The next suit to be dissected is an old bespoke number; made back in 1992, it has clearly been worn. Hard.
There is evidence of the waist having been let out
but more telling is this- the owner wore right through the knee lining.
If I look at the areas of the garment which show the most stress, namely the hem of the trouser (including the inside), the sleeve hem and the seat area, this will give me an idea of how well this particular cloth performed.
THe hem of the trouser is in almost perfect condition
even on the inside
The sleeve hem shows almost no signs of wear
and neither does the seat of the trouser.

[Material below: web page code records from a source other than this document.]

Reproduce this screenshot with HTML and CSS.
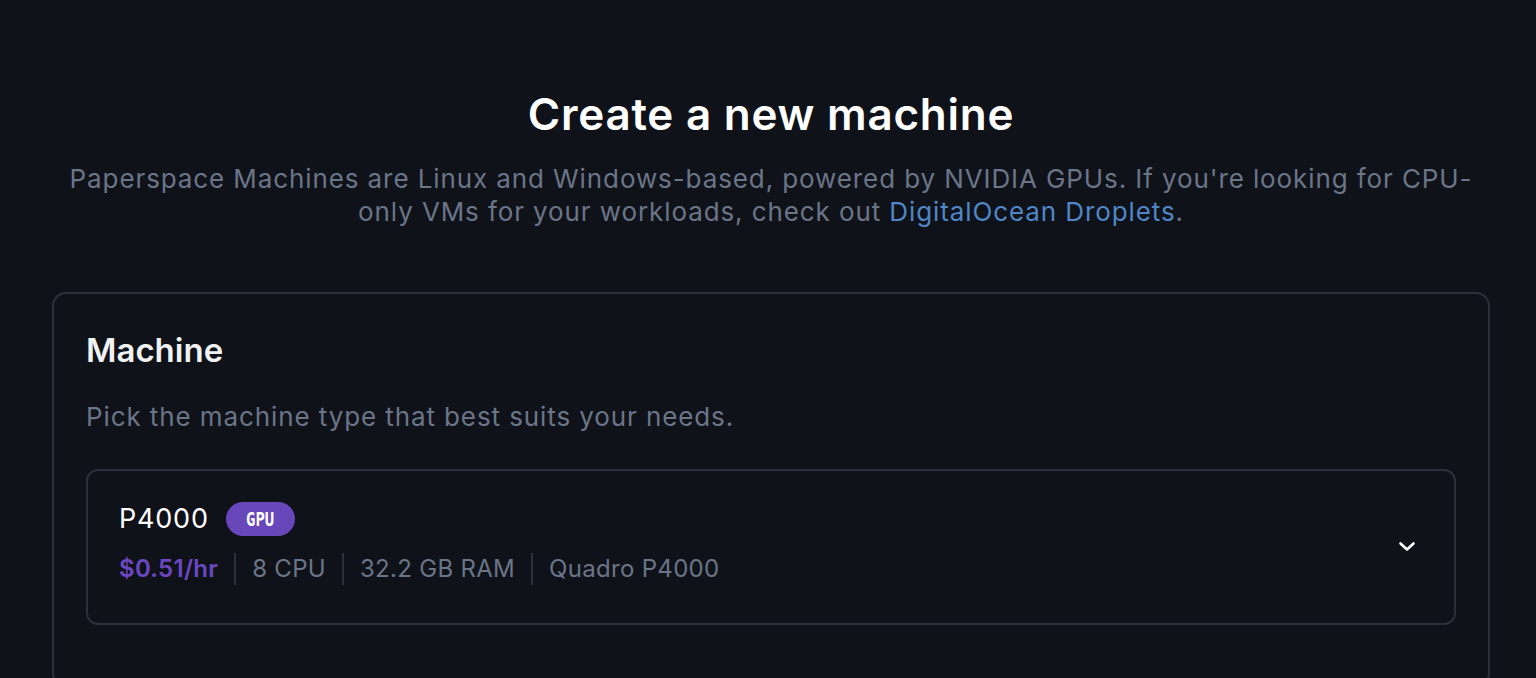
FILE: index.html
```html
<!DOCTYPE html>
<html lang="en">
<head>
<meta charset="utf-8">
<title>Create a new machine</title>
<link rel="stylesheet" href="styles.css">
</head>
<body>
<main class="page">
  <header class="intro">
    <h1 class="title">Create a new machine</h1>
    <p class="lead">Paperspace Machines are Linux and Windows-based, powered by NVIDIA GPUs. If you're looking for CPU-only VMs for your workloads, check out <a class="link" href="#">DigitalOcean Droplets</a>.</p>
  </header>
  <section class="card">
    <h2 class="card-title">Machine</h2>
    <p class="card-desc">Pick the machine type that best suits your needs.</p>
    <div class="select">
      <div class="select-main">
        <div class="select-name">
          <span class="name">P4000</span>
          <span class="badge"><span class="badge-text">GPU</span></span>
        </div>
        <div class="specs">
          <span class="spec price">$0.51/hr</span>
          <span class="spec">8 CPU</span>
          <span class="spec">32.2 GB RAM</span>
          <span class="spec">Quadro P4000</span>
        </div>
      </div>
      <svg class="chevron" width="20" height="20" viewBox="0 0 20 20" fill="none">
        <path d="M3.5 6.5 L10 12.5 L16.5 6.5" stroke="#ffffff" stroke-width="2.6" stroke-linecap="round" stroke-linejoin="round"/>
      </svg>
    </div>
  </section>
</main>
</body>
</html>
```
FILE: styles.css
```css
html, body {
  margin: 0;
  padding: 0;
  background: #101219;
}
body {
  font-family: Inter, "Noto Sans", sans-serif;
  color: #ffffff;
  overflow: hidden;
  height: 678px;
}
.page {
  width: 1438px;
  margin-left: 52px;
  padding-top: 86px;
}
.intro {
  text-align: center;
}
.title {
  margin: 0;
  font-size: 44px;
  font-weight: 600;
  line-height: 56px;
  letter-spacing: 0.75px;
  color: #ffffff;
}
.lead {
  margin: 20px auto 0;
  max-width: 1420px;
  font-size: 26px;
  line-height: 33px;
  color: #6b7588;
  letter-spacing: 0.9px;
}
.link {
  color: #4f86c6;
  text-decoration: none;
}
.card {
  margin-top: 64px;
  border: 2px solid #2d303b;
  border-radius: 14px;
  padding: 36px 32px 60px;
}
.card-title {
  margin: 0;
  font-size: 33px;
  font-weight: 600;
  line-height: 40px;
  color: #f0f1f3;
  letter-spacing: 0;
}
.card-desc {
  margin: 30px 0 0;
  font-size: 26px;
  line-height: 33px;
  color: #6b7588;
  letter-spacing: 0.9px;
}
.select {
  margin-top: 36px;
  height: 152px;
  border: 2px solid #2d303b;
  border-radius: 12px;
  display: flex;
  align-items: center;
  justify-content: space-between;
  padding: 0 37px 0 31px;
}
.select-main {
  display: flex;
  flex-direction: column;
  gap: 17px;
  padding-bottom: 7px;
}
.select-name {
  display: flex;
  align-items: center;
  gap: 17px;
  height: 34px;
}
.name {
  font-size: 27px;
  line-height: 34px;
  color: #ffffff;
  letter-spacing: 0.8px;
}
.badge {
  display: flex;
  align-items: center;
  justify-content: center;
  width: 69px;
  height: 34px;
  border-radius: 17px;
  background: #6747b9;
  overflow: hidden;
}
.badge-text {
  display: block;
  color: #ffffff;
  font-family: "DejaVu Sans Mono", monospace;
  font-weight: 700;
  font-size: 19px;
  line-height: 20px;
  transform: scaleX(0.82);
}
.specs {
  display: flex;
  align-items: center;
  height: 32px;
}
.spec {
  font-size: 24px;
  line-height: 32px;
  color: #6b7588;
  padding: 0 16px;
  border-left: 2px solid #2d303b;
  letter-spacing: 0.3px;
}
.spec:first-child {
  padding-left: 0;
  border-left: none;
}
.price {
  color: #6a48c2;
  font-weight: 600;
}
.chevron {
  display: block;
}
```
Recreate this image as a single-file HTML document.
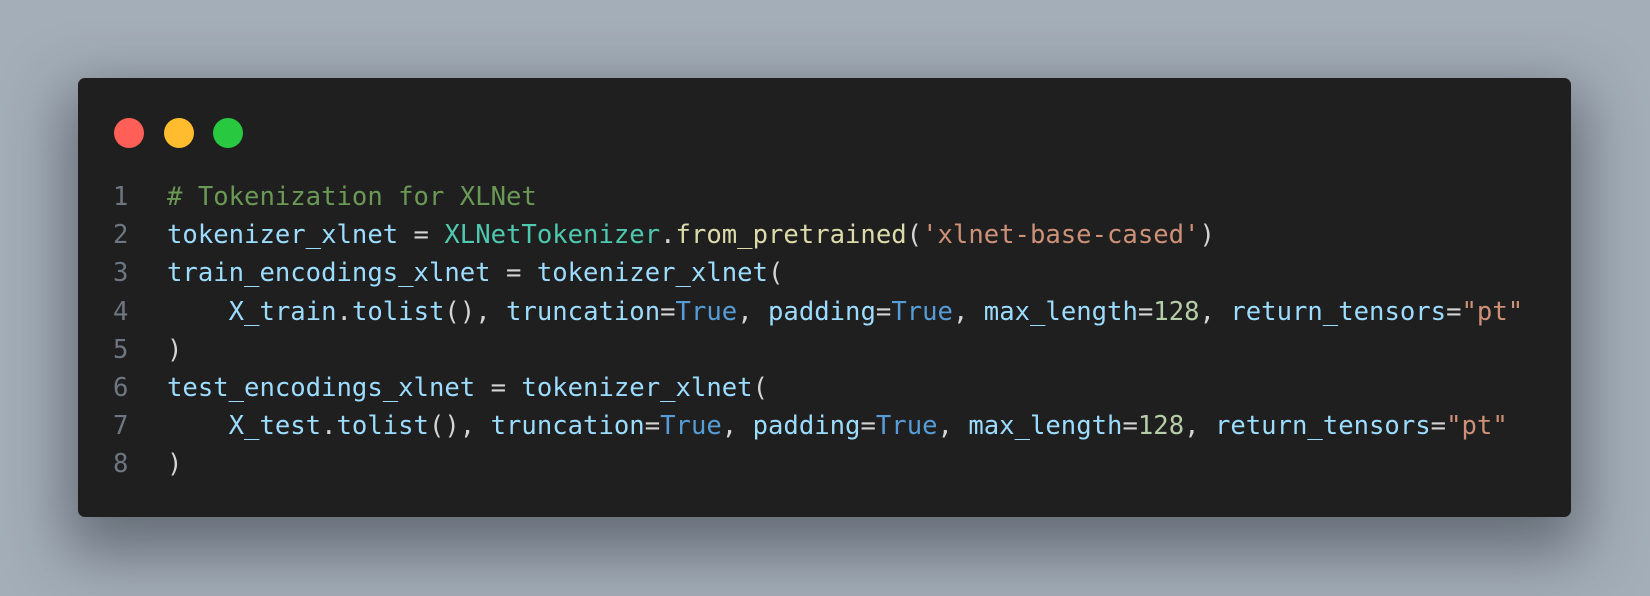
<!DOCTYPE html>
<html><head><style>
html,body{margin:0;padding:0;overflow:hidden}
body{width:1650px;height:596px;background:#a4aeb8;position:relative;overflow:hidden}
.win{position:absolute;left:78px;top:78px;width:1493px;height:439px;background:#1f1f1f;border-radius:7px;box-shadow:0 24px 60px 12px rgba(40,45,55,0.5)}
.dot{position:absolute;top:118px;width:30px;height:30px;border-radius:50%}
.code{position:absolute;left:0;top:178px;width:1650px;font-family:"DejaVu Sans Mono","Liberation Mono",monospace;font-size:25.6px;color:#d4d4d4}
.row{position:relative;height:38.2px;line-height:38px;white-space:pre}
.ln{position:absolute;left:113px;color:#6e7681}
.tx{position:absolute;left:167px}
.c{color:#6a9955}.v{color:#9cdcfe}.k{color:#4ec9b0}.f{color:#dcdcaa}.s{color:#ce9178}.n{color:#b5cea8}.b{color:#569cd6}
</style></head><body>
<div class="win"></div>
<div class="dot" style="left:114px;background:#ff5f57"></div>
<div class="dot" style="left:164px;background:#febc2e"></div>
<div class="dot" style="left:213px;background:#28c840"></div>
<div class="code"><div class="row"><span class="ln">1</span><span class="tx"><span class="c"># Tokenization for XLNet</span></span></div><div class="row"><span class="ln">2</span><span class="tx"><span class="v">tokenizer_xlnet</span> = <span class="k">XLNetTokenizer</span>.<span class="f">from_pretrained</span>(<span class="s">'xlnet-base-cased'</span>)</span></div><div class="row"><span class="ln">3</span><span class="tx"><span class="v">train_encodings_xlnet</span> = <span class="v">tokenizer_xlnet</span>(</span></div><div class="row"><span class="ln">4</span><span class="tx">    <span class="v">X_train</span>.<span class="v">tolist</span>(), <span class="v">truncation</span>=<span class="b">True</span>, <span class="v">padding</span>=<span class="b">True</span>, <span class="v">max_length</span>=<span class="n">128</span>, <span class="v">return_tensors</span>=<span class="s">"pt"</span></span></div><div class="row"><span class="ln">5</span><span class="tx">)</span></div><div class="row"><span class="ln">6</span><span class="tx"><span class="v">test_encodings_xlnet</span> = <span class="v">tokenizer_xlnet</span>(</span></div><div class="row"><span class="ln">7</span><span class="tx">    <span class="v">X_test</span>.<span class="v">tolist</span>(), <span class="v">truncation</span>=<span class="b">True</span>, <span class="v">padding</span>=<span class="b">True</span>, <span class="v">max_length</span>=<span class="n">128</span>, <span class="v">return_tensors</span>=<span class="s">"pt"</span></span></div><div class="row"><span class="ln">8</span><span class="tx">)</span></div></div>
</body></html>
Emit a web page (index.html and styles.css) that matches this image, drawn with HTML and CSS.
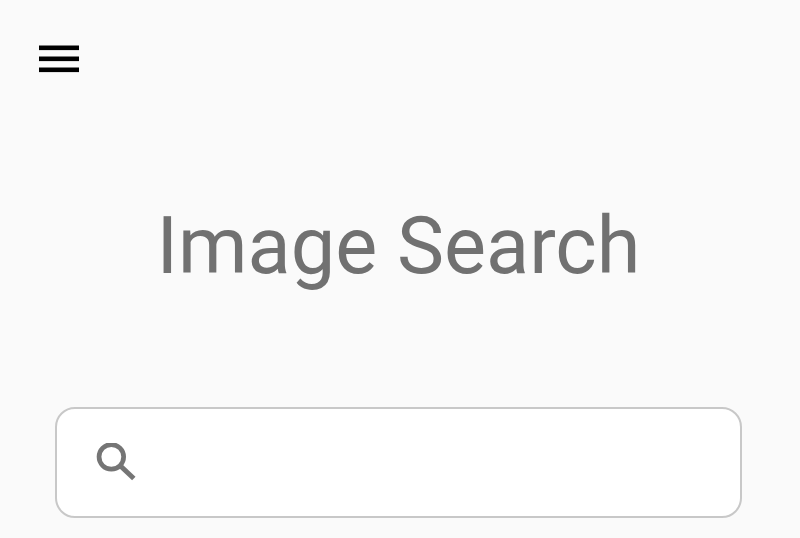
FILE: index.html
```html
<!DOCTYPE html>
<html lang="en">
<head>
<meta charset="utf-8">
<title>Image Search</title>
<link rel="stylesheet" href="styles.css">
</head>
<body>
<div class="page">
  <header class="topbar">
    <button class="menu" aria-label="Menu">
      <svg class="menu-icon" viewBox="0 0 40 28" width="40" height="28" aria-hidden="true">
        <rect x="0" y="0.5" width="40" height="4.6" fill="#000"/>
        <rect x="0" y="11.5" width="40" height="4.6" fill="#000"/>
        <rect x="0" y="22.5" width="40" height="4.6" fill="#000"/>
      </svg>
    </button>
  </header>
  <h1 class="title">Image Search</h1>
  <div class="search">
    <svg class="icon" viewBox="0 0 42 40" width="42" height="40" aria-hidden="true">
      <circle cx="16.35" cy="13.85" r="12.3" fill="none" stroke="#757575" stroke-width="4.7"/>
      <path d="M25 22.5 L38.8 35.5" fill="none" stroke="#757575" stroke-width="5"/>
    </svg>
  </div>
</div>
</body>
</html>
```

FILE: styles.css
```css
html, body {
  margin: 0;
  padding: 0;
  height: 100%;
  overflow: hidden;
}
body {
  background: #fafafa;
  font-family: Roboto, "Liberation Sans", sans-serif;
}
.page {
  display: flex;
  flex-direction: column;
  height: 538px;
}
.topbar {
  padding: 45px 0 0 39px;
}
.menu {
  display: block;
  width: 40px;
  height: 28px;
  padding: 0;
  border: 0;
  background: none;
}
.menu-icon {
  display: block;
}
.title {
  margin: 126px 0 0;
  padding-right: 3px;
  font-size: 79.3px;
  font-weight: 400;
  line-height: 94px;
  text-align: center;
  color: #717171;
}
.search {
  display: flex;
  align-items: center;
  box-sizing: border-box;
  width: 687px;
  height: 111px;
  margin: 114px 0 0 54.5px;
  padding-left: 38px;
  background: #fff;
  border: 2px solid #c8c8c8;
  border-radius: 20px;
}
```
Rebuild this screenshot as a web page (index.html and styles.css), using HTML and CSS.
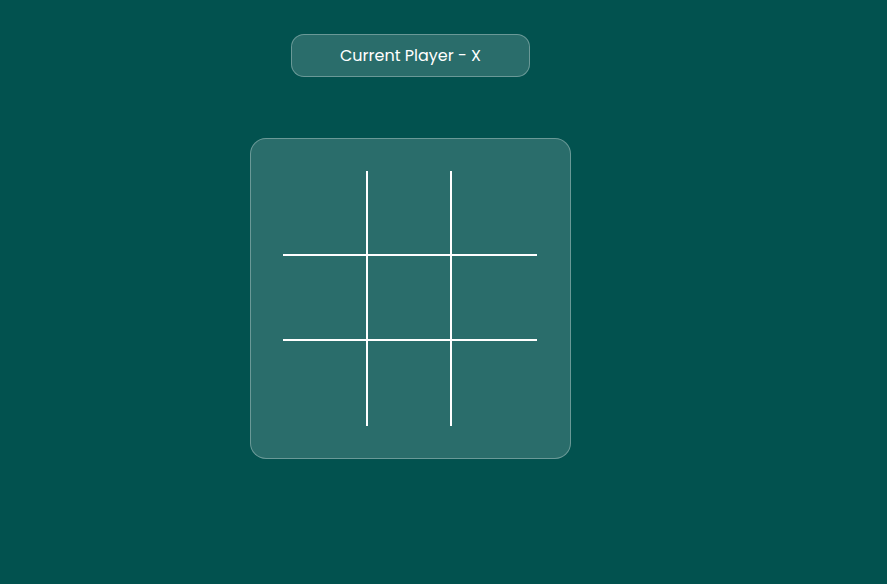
FILE: index.html
```html
<!DOCTYPE html>
<html lang="en">
<head>
<meta charset="utf-8">
<title>Tic Tac Toe</title>
<link rel="stylesheet" href="styles.css">
</head>
<body>
<main class="game">
  <div class="status">Current Player - X</div>
  <div class="board">
    <div class="grid">
      <div class="cell r c"></div>
      <div class="cell r c"></div>
      <div class="cell c"></div>
      <div class="cell r c"></div>
      <div class="cell r c"></div>
      <div class="cell c"></div>
      <div class="cell r"></div>
      <div class="cell r"></div>
      <div class="cell"></div>
    </div>
  </div>
</main>
</body>
</html>
```
FILE: styles.css
```css
html, body {
  margin: 0;
  padding: 0;
}
body {
  background: #02524f;
  width: 887px;
  height: 584px;
  font-family: "Poppins", "Inter", "Noto Sans", sans-serif;
  color: #ffffff;
}
.game {
  display: flex;
  flex-direction: column;
  align-items: center;
  width: 321px;
  margin-left: 250px;
  padding-top: 34px;
  gap: 61px;
}
.status {
  box-sizing: border-box;
  width: 239px;
  height: 43px;
  display: flex;
  align-items: center;
  justify-content: center;
  background: rgba(255, 255, 255, 0.16);
  border: 1px solid rgba(255, 255, 255, 0.3);
  border-radius: 13px;
  font-size: 16px;
}
.board {
  box-sizing: border-box;
  width: 321px;
  height: 321px;
  padding: 32px;
  background: rgba(255, 255, 255, 0.16);
  border: 1px solid rgba(255, 255, 255, 0.3);
  border-radius: 16px;
}
.grid {
  display: grid;
  grid-template-columns: 85px 84px 85px;
  grid-template-rows: repeat(3, 85px);
}
.cell {
  box-sizing: border-box;
}
.cell.r {
  border-right: 2px solid #ffffff;
}
.cell.c {
  border-bottom: 2px solid #ffffff;
}
```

It is quite safe to assume that this is a sturdy, English cloth. But what is surprising about this particular cloth is how fine it is.
That’s right, Super 150s.
One of the common myths among the iGentry is that cloths of high super-numbers (which is an indication of how fine the fibers that were used to weave the cloth are, measured in microns) are too fragile and won’t hold up to wear. While some cloths (notably Italian cloth) are made up with the intent of being very fine, soft and lightweight, and thus are more fragile, it is not necessarily true that all cloths bearing high super-numbers will be fragile. This garment being a fine example (in every respect).
So when evaluating the merits of a particular cloth, please do not fall into the ill-informed trap of dismissing a cloth merely because it is made up from super-fine yarns and must, therefore, be too fragile; let your tailor, who knows how various types of cloth handle and perform, guide you instead.